What these idiots did is create an entire new industry,
the sell-you-things-you-do-not-need industry. Many
people fell for the buy-this-product-to-fix-the-Y2K-bug
gimicks that companies were promoting. Most system that
were produced from early 1998, if not sooner, were
already "Y2K-compliant/ready." It wasn't until the media
made a huge issue out of Y2K that the computer
industry "started" selling "Y2K-compliant/ready"
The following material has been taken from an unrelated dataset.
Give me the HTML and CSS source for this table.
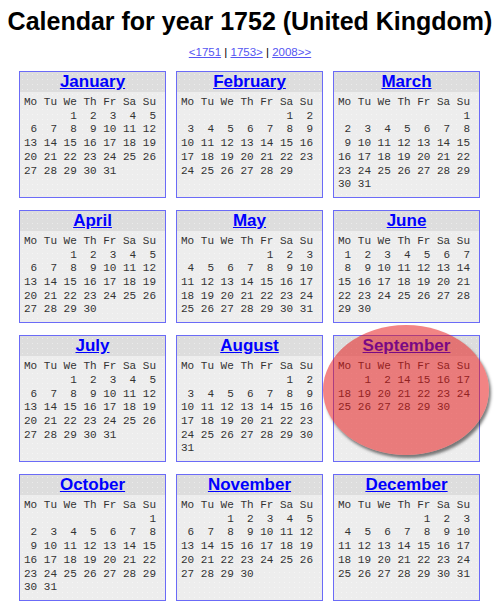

computers. My system that I bought in 1996 WAS Y2K
compliant/ready from the factory! Some companies have
even made products that do nothing but delete cookies
from a system. You can do the same thing from within
your web browser. If you are using IE, all you have to
do is right-click on the IE icon on the desktop, select
Properties, and click the 'Delete Cookies...' button! No
need to spend any of your hard-earned money on any of
these so-called must-have applications!

Unfortunately due to the massive amount of information
available on the Internet you have to ask the REAL
experts what's really the problems, as many things on the
Internet are just not true and are nothing but a bunch of
BULL. Some people try to make a name for themselves by
writing these types of things, even though they know that
what they are writing IS NOT true. For web-based
concerns, the best people to talk to are web
designers/programmers, electrical engineers (such as
myself), computer scientists, and/or computer engineers.